WHAT IS BEING ASKED:
Which lines contain the string "React"? Please list every one of them.

DATA LINES:
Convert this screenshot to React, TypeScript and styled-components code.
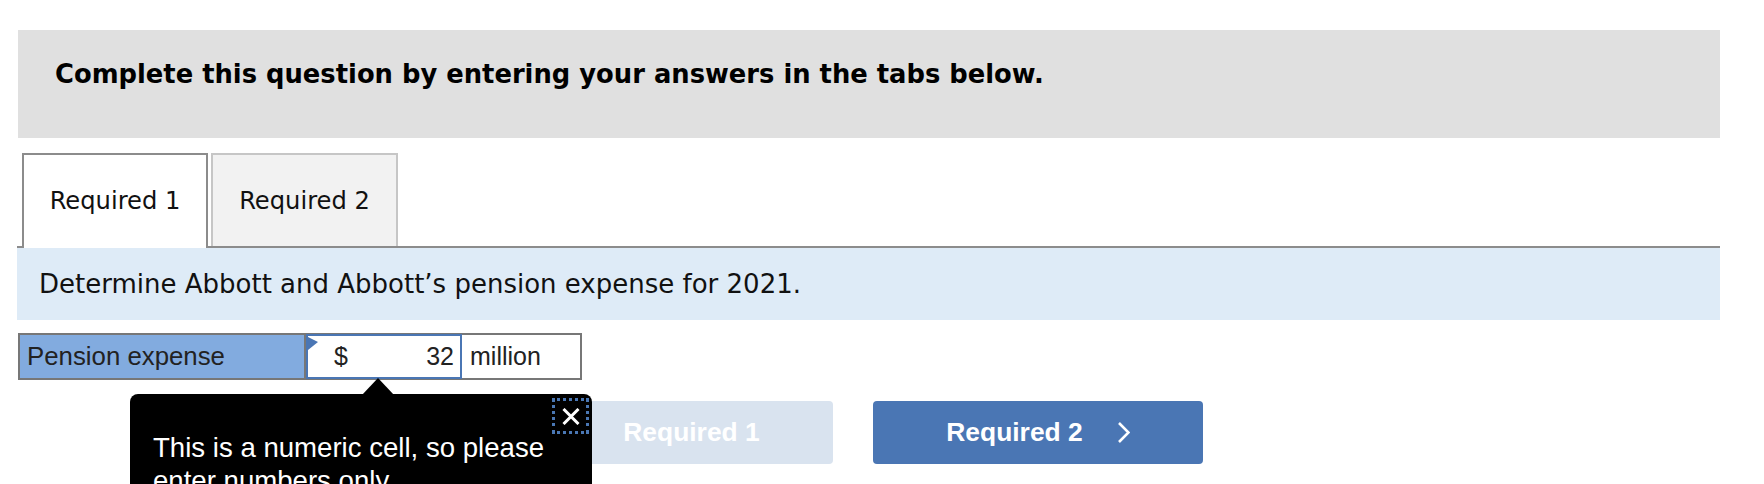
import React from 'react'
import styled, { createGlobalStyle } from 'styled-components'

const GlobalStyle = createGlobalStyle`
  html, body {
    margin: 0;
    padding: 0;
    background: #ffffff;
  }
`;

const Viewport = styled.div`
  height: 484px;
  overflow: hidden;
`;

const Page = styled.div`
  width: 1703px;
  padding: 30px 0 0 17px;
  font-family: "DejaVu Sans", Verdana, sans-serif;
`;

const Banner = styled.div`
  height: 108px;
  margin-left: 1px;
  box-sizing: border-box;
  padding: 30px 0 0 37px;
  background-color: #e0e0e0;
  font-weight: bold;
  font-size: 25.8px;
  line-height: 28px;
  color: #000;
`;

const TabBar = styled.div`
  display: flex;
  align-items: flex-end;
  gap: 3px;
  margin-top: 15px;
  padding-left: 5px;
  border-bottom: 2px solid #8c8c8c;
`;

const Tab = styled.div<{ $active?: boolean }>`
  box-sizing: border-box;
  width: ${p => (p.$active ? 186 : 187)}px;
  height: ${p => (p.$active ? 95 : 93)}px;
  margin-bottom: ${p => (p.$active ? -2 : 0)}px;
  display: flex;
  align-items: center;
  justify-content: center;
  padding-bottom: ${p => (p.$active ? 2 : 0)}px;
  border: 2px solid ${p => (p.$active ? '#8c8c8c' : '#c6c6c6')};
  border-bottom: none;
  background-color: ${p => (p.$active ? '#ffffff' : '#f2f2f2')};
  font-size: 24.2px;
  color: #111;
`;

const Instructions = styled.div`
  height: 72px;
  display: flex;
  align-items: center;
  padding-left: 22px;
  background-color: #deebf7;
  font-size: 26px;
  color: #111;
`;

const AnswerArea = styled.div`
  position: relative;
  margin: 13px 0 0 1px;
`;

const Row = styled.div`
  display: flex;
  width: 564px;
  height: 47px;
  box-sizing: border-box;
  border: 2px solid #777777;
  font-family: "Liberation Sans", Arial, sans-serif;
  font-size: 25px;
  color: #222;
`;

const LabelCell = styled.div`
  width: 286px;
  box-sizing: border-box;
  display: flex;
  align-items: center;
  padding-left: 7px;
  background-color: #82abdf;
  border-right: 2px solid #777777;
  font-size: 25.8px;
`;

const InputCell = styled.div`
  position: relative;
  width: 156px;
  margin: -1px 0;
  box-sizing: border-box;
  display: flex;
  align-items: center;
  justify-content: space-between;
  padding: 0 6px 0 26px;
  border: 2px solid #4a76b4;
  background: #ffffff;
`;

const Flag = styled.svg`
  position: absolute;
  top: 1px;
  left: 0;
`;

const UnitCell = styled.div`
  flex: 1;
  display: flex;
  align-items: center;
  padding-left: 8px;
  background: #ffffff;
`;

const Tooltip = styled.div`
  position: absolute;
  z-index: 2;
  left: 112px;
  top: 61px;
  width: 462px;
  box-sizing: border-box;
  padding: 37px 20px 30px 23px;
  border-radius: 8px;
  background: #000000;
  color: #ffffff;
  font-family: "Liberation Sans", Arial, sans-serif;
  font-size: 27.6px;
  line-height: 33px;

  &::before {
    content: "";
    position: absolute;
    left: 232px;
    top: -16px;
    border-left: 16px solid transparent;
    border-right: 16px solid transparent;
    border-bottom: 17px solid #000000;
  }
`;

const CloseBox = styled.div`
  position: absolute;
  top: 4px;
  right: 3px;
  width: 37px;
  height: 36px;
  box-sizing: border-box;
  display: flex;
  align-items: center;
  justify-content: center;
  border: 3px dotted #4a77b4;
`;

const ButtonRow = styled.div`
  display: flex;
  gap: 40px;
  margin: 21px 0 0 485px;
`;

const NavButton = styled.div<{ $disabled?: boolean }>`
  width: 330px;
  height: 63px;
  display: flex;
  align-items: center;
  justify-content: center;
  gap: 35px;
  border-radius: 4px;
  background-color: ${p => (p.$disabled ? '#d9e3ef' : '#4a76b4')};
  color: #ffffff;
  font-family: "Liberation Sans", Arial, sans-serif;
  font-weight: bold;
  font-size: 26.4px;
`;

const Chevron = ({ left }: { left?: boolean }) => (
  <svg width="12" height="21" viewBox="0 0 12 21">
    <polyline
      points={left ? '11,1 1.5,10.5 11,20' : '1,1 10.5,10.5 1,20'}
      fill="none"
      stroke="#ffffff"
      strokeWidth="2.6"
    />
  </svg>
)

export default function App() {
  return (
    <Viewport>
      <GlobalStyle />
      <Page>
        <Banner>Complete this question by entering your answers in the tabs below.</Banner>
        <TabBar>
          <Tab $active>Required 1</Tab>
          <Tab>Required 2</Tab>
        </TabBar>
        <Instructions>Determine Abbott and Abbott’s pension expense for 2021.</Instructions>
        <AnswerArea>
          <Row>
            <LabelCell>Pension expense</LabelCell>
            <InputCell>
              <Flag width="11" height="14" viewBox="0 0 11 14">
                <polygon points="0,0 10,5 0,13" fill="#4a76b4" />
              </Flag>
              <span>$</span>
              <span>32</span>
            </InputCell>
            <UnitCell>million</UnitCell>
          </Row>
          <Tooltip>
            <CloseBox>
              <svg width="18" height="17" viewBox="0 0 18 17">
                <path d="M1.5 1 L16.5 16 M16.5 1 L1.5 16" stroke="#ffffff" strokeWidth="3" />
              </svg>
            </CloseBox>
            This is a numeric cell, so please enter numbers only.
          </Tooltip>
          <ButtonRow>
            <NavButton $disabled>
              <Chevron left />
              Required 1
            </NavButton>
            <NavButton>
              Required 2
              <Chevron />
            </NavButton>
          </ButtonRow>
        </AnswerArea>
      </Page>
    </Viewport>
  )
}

TASK RESULT:
Convert this screenshot to React, TypeScript and styled-components code.
import React from 'react'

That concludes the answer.